**Problem details**:
Set down the data below without change, skipping the pictures it holds.

**Data**:
• • •

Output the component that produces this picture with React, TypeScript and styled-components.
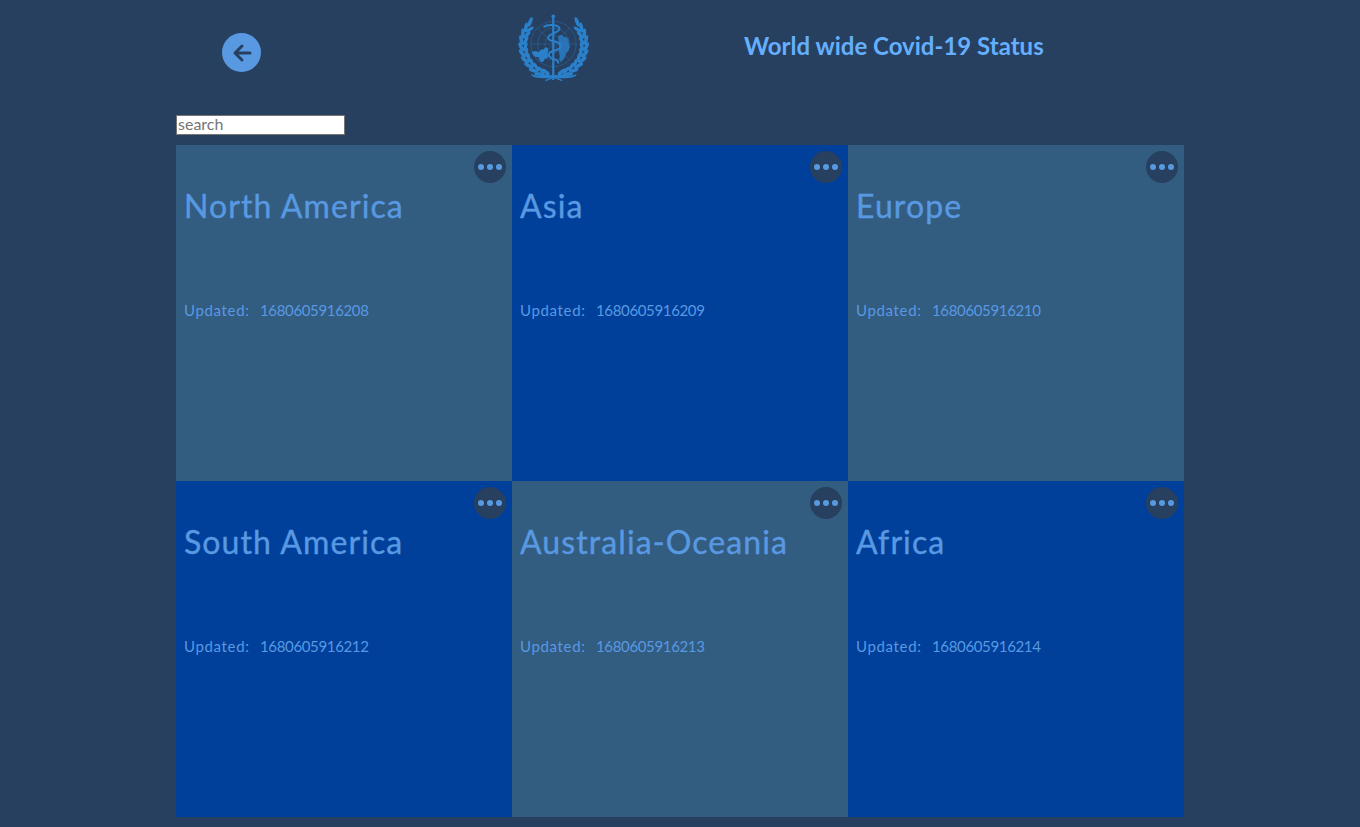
import React from "react";
import styled, { createGlobalStyle } from "styled-components";

const FONT = `"Lato", "Liberation Sans", sans-serif`;

const Global = createGlobalStyle`
  html, body { margin: 0; padding: 0; background: #274060; }
  body { font-family: ${FONT}; min-height: 827px; }
`;

const Page = styled.main`
  width: 1008px;
  margin: 0 auto;
  height: 827px;
  overflow: hidden;
`;

const Header = styled.header`
  display: flex;
  align-items: flex-start;
  height: 115px;
  padding-left: 46px;
  box-sizing: border-box;
`;

const BackButton = styled.button`
  width: 39px;
  height: 39px;
  margin-top: 33px;
  padding: 0;
  border: none;
  border-radius: 50%;
  background: #5899e2;
  color: #274060;
  display: flex;
  align-items: center;
  justify-content: center;
`;

const Logo = styled.svg`
  width: 77px;
  height: 70px;
  margin: 13px 0 0 255px;
  color: #2b80cb;
`;

const Title = styled.h1`
  margin: 32px 0 0 151px;
  font-size: 24px;
  line-height: 28px;
  font-weight: 700;
  letter-spacing: 0;
  color: #65afff;
  white-space: nowrap;
`;

const Search = styled.input`
  display: block;
  width: 169px;
  height: 20px;
  box-sizing: border-box;
  margin: 0 0 10px;
  padding: 0 1px 3px;
  border: 1px solid #767676;
  background: #fff;
  font-family: ${FONT};
  font-size: 16px;
  &::placeholder { color: #757575; opacity: 1; }
`;

const Grid = styled.section`
  display: grid;
  grid-template-columns: repeat(3, 336px);
  grid-auto-rows: 336px;
`;

const Card = styled.article<{ $tone: "slate" | "blue" }>`
  position: relative;
  box-sizing: border-box;
  padding: 41px 8px 0;
  background: ${(p) => (p.$tone === "slate" ? "#335c81" : "#00409a")};
  color: #5899e2;
`;

const More = styled.button`
  position: absolute;
  top: 6px;
  right: 6px;
  width: 32px;
  height: 32px;
  padding: 0;
  border: none;
  border-radius: 50%;
  background: #274060;
  display: flex;
  align-items: center;
  justify-content: center;
  gap: 3px;
`;

const Dot = styled.span`
  width: 6px;
  height: 6px;
  border-radius: 50%;
  background: #5899e2;
`;

const Name = styled.h2`
  margin: 0;
  font-size: 32px;
  line-height: 40px;
  font-weight: 400;
  letter-spacing: 1.1px;
  -webkit-text-stroke: 0.4px currentColor;
  white-space: nowrap;
`;

const Updated = styled.p`
  margin: 74px 0 0;
  font-size: 15px;
  line-height: 20px;
  white-space: pre;
  display: flex;
`;

const Label = styled.span`
  width: 76px;
  letter-spacing: 0.65px;
`;

const Stamp = styled.span`
  letter-spacing: -0.35px;
`;

const cards: { name: string; time: string; tone: "slate" | "blue" }[] = [
  { name: "North America", time: "1680605916208", tone: "slate" },
  { name: "Asia", time: "1680605916209", tone: "blue" },
  { name: "Europe", time: "1680605916210", tone: "slate" },
  { name: "South America", time: "1680605916212", tone: "blue" },
  { name: "Australia-Oceania", time: "1680605916213", tone: "slate" },
  { name: "Africa", time: "1680605916214", tone: "blue" },
];

const rad = Math.PI / 180;
const leafAngles = [-44, -32, -20, -8, 4, 16, 28, 40, 52, 64, 74];

function Wreath() {
  return (
    <g fill="currentColor">
      {leafAngles.map((a) => {
        const place = (r: number) => ({
          x: 162.5 - r * Math.cos(a * rad),
          y: 120 + r * Math.sin(a * rad),
        });
        const outer = place(98);
        const inner = place(85);
        return (
          <g key={a}>
            <ellipse cx={outer.x} cy={outer.y} rx="5.5" ry="15" transform={`rotate(${-a - 22} ${outer.x} ${outer.y})`} />
            {a > -40 && (
              <ellipse cx={inner.x} cy={inner.y} rx="5" ry="14" transform={`rotate(${-a + 22} ${inner.x} ${inner.y})`} />
            )}
          </g>
        );
      })}
    </g>
  );
}

function WhoLogo() {
  return (
    <Logo viewBox="50 25 230 210" fill="none" aria-label="World Health Organization">
      <g stroke="currentColor" strokeWidth="2" opacity="0.55">
        <circle cx="162" cy="118" r="68" />
        <circle cx="162" cy="118" r="48" />
        <circle cx="162" cy="118" r="26" />
        <path d="M92 118H232M113 69L211 167M211 69L113 167" />
      </g>
      <path
        fill="currentColor"
        d="M96 142l12-3 10 3 7-7 8-1 5-6 7 2 1 9-2 8 3 6-4 8-7 1-3 8-8 3-5-6-2-9-10-1-8-7z"
      />
      <path
        fill="currentColor"
        opacity="0.8"
        d="M176 94l10-4 7 6 9 2 6 8-1 10 4 10-4 12-8 7-2 11-6 10-7 6-5-6 2-12-3-11 2-13-3-9 1-12z"
      />
      <path d="M158 36h6.5v190H158z" fill="currentColor" />
      <circle cx="161.2" cy="35" r="5.5" fill="currentColor" />
      <path
        d="M134 66c10-7 42-8 46 5 3 14-34 14-34 28s38 8 38 25-36 10-36 26 28 10 28 24"
        stroke="currentColor"
        strokeWidth="6"
        strokeLinecap="round"
      />
      <Wreath />
      <g transform="translate(325 0) scale(-1 1)">
        <Wreath />
      </g>
      <path
        fill="currentColor"
        d="M94 208c22 8 46 8 66 2l3 4 3-4c20 6 44 6 66-2l-4 7c-20 8-44 7-65 2-21 5-45 6-65-2z"
      />
      <path d="M138 228l32-14M188 228l-32-14" stroke="currentColor" strokeWidth="4.5" />
    </Logo>
  );
}

export default function App() {
  return (
    <>
      <Global />
      <Page>
        <Header>
          <BackButton aria-label="back">
            <svg width="24" height="24" viewBox="0 0 24 24" fill="none" stroke="currentColor" strokeWidth="3" strokeLinecap="round" strokeLinejoin="round">
              <path d="M20 12H5M12 5l-7 7 7 7" />
            </svg>
          </BackButton>
          <WhoLogo />
          <Title>World wide Covid-19 Status</Title>
        </Header>
        <Search placeholder="search" />
        <Grid>
          {cards.map((c) => (
            <Card key={c.name} $tone={c.tone}>
              <More aria-label="more">
                <Dot />
                <Dot />
                <Dot />
              </More>
              <Name>{c.name}</Name>
              <Updated>
                <Label>Updated:</Label>
                <Stamp>{c.time}</Stamp>
              </Updated>
            </Card>
          ))}
        </Grid>
      </Page>
    </>
  );
}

• • •

**Expected answer**:
Output the component that produces this picture with React, TypeScript and styled-components.
import React from "react";
import styled, { createGlobalStyle } from "styled-components";

const FONT = `"Lato", "Liberation Sans", sans-serif`;

const Global = createGlobalStyle`
  html, body { margin: 0; padding: 0; background: #274060; }
  body { font-family: ${FONT}; min-height: 827px; }
`;

const Page = styled.main`
  width: 1008px;
  margin: 0 auto;
  height: 827px;
  overflow: hidden;
`;

const Header = styled.header`
  display: flex;
  align-items: flex-start;
  height: 115px;
  padding-left: 46px;
  box-sizing: border-box;
`;

const BackButton = styled.button`
  width: 39px;
  height: 39px;
  margin-top: 33px;
  padding: 0;
  border: none;
  border-radius: 50%;
  background: #5899e2;
  color: #274060;
  display: flex;
  align-items: center;
  justify-content: center;
`;

const Logo = styled.svg`
  width: 77px;
  height: 70px;
  margin: 13px 0 0 255px;
  color: #2b80cb;
`;

const Title = styled.h1`
  margin: 32px 0 0 151px;
  font-size: 24px;
  line-height: 28px;
  font-weight: 700;
  letter-spacing: 0;
  color: #65afff;
  white-space: nowrap;
`;

const Search = styled.input`
  display: block;
  width: 169px;
  height: 20px;
  box-sizing: border-box;
  margin: 0 0 10px;
  padding: 0 1px 3px;
  border: 1px solid #767676;
  background: #fff;
  font-family: ${FONT};
  font-size: 16px;
  &::placeholder { color: #757575; opacity: 1; }
`;

const Grid = styled.section`
  display: grid;
  grid-template-columns: repeat(3, 336px);
  grid-auto-rows: 336px;
`;

const Card = styled.article<{ $tone: "slate" | "blue" }>`
  position: relative;
  box-sizing: border-box;
  padding: 41px 8px 0;
  background: ${(p) => (p.$tone === "slate" ? "#335c81" : "#00409a")};
  color: #5899e2;
`;

const More = styled.button`
  position: absolute;
  top: 6px;
  right: 6px;
  width: 32px;
  height: 32px;
  padding: 0;
  border: none;
  border-radius: 50%;
  background: #274060;
  display: flex;
  align-items: center;
  justify-content: center;
  gap: 3px;
`;

const Dot = styled.span`
  width: 6px;
  height: 6px;
  border-radius: 50%;
  background: #5899e2;
`;

const Name = styled.h2`
  margin: 0;
  font-size: 32px;
  line-height: 40px;
  font-weight: 400;
  letter-spacing: 1.1px;
  -webkit-text-stroke: 0.4px currentColor;
  white-space: nowrap;
`;

const Updated = styled.p`
  margin: 74px 0 0;
  font-size: 15px;
  line-height: 20px;
  white-space: pre;
  display: flex;
`;

const Label = styled.span`
  width: 76px;
  letter-spacing: 0.65px;
`;

const Stamp = styled.span`
  letter-spacing: -0.35px;
`;

const cards: { name: string; time: string; tone: "slate" | "blue" }[] = [
  { name: "North America", time: "1680605916208", tone: "slate" },
  { name: "Asia", time: "1680605916209", tone: "blue" },
  { name: "Europe", time: "1680605916210", tone: "slate" },
  { name: "South America", time: "1680605916212", tone: "blue" },
  { name: "Australia-Oceania", time: "1680605916213", tone: "slate" },
  { name: "Africa", time: "1680605916214", tone: "blue" },
];

const rad = Math.PI / 180;
const leafAngles = [-44, -32, -20, -8, 4, 16, 28, 40, 52, 64, 74];

function Wreath() {
  return (
    <g fill="currentColor">
      {leafAngles.map((a) => {
        const place = (r: number) => ({
          x: 162.5 - r * Math.cos(a * rad),
          y: 120 + r * Math.sin(a * rad),
        });
        const outer = place(98);
        const inner = place(85);
        return (
          <g key={a}>
            <ellipse cx={outer.x} cy={outer.y} rx="5.5" ry="15" transform={`rotate(${-a - 22} ${outer.x} ${outer.y})`} />
            {a > -40 && (
              <ellipse cx={inner.x} cy={inner.y} rx="5" ry="14" transform={`rotate(${-a + 22} ${inner.x} ${inner.y})`} />
            )}
          </g>
        );
      })}
    </g>
  );
}

function WhoLogo() {
  return (
    <Logo viewBox="50 25 230 210" fill="none" aria-label="World Health Organization">
      <g stroke="currentColor" strokeWidth="2" opacity="0.55">
        <circle cx="162" cy="118" r="68" />
        <circle cx="162" cy="118" r="48" />
        <circle cx="162" cy="118" r="26" />
        <path d="M92 118H232M113 69L211 167M211 69L113 167" />
      </g>
      <path
        fill="currentColor"
        d="M96 142l12-3 10 3 7-7 8-1 5-6 7 2 1 9-2 8 3 6-4 8-7 1-3 8-8 3-5-6-2-9-10-1-8-7z"
      />
      <path
        fill="currentColor"
        opacity="0.8"
        d="M176 94l10-4 7 6 9 2 6 8-1 10 4 10-4 12-8 7-2 11-6 10-7 6-5-6 2-12-3-11 2-13-3-9 1-12z"
      />
      <path d="M158 36h6.5v190H158z" fill="currentColor" />
      <circle cx="161.2" cy="35" r="5.5" fill="currentColor" />
      <path
        d="M134 66c10-7 42-8 46 5 3 14-34 14-34 28s38 8 38 25-36 10-36 26 28 10 28 24"
        stroke="currentColor"
        strokeWidth="6"
        strokeLinecap="round"
      />
      <Wreath />
      <g transform="translate(325 0) scale(-1 1)">
        <Wreath />
      </g>
      <path
        fill="currentColor"
        d="M94 208c22 8 46 8 66 2l3 4 3-4c20 6 44 6 66-2l-4 7c-20 8-44 7-65 2-21 5-45 6-65-2z"
      />
      <path d="M138 228l32-14M188 228l-32-14" stroke="currentColor" strokeWidth="4.5" />
    </Logo>
  );
}

export default function App() {
  return (
    <>
      <Global />
      <Page>
        <Header>
          <BackButton aria-label="back">
            <svg width="24" height="24" viewBox="0 0 24 24" fill="none" stroke="currentColor" strokeWidth="3" strokeLinecap="round" strokeLinejoin="round">
              <path d="M20 12H5M12 5l-7 7 7 7" />
            </svg>
          </BackButton>
          <WhoLogo />
          <Title>World wide Covid-19 Status</Title>
        </Header>
        <Search placeholder="search" />
        <Grid>
          {cards.map((c) => (
            <Card key={c.name} $tone={c.tone}>
              <More aria-label="more">
                <Dot />
                <Dot />
                <Dot />
              </More>
              <Name>{c.name}</Name>
              <Updated>
                <Label>Updated:</Label>
                <Stamp>{c.time}</Stamp>
              </Updated>
            </Card>
          ))}
        </Grid>
      </Page>
    </>
  );
}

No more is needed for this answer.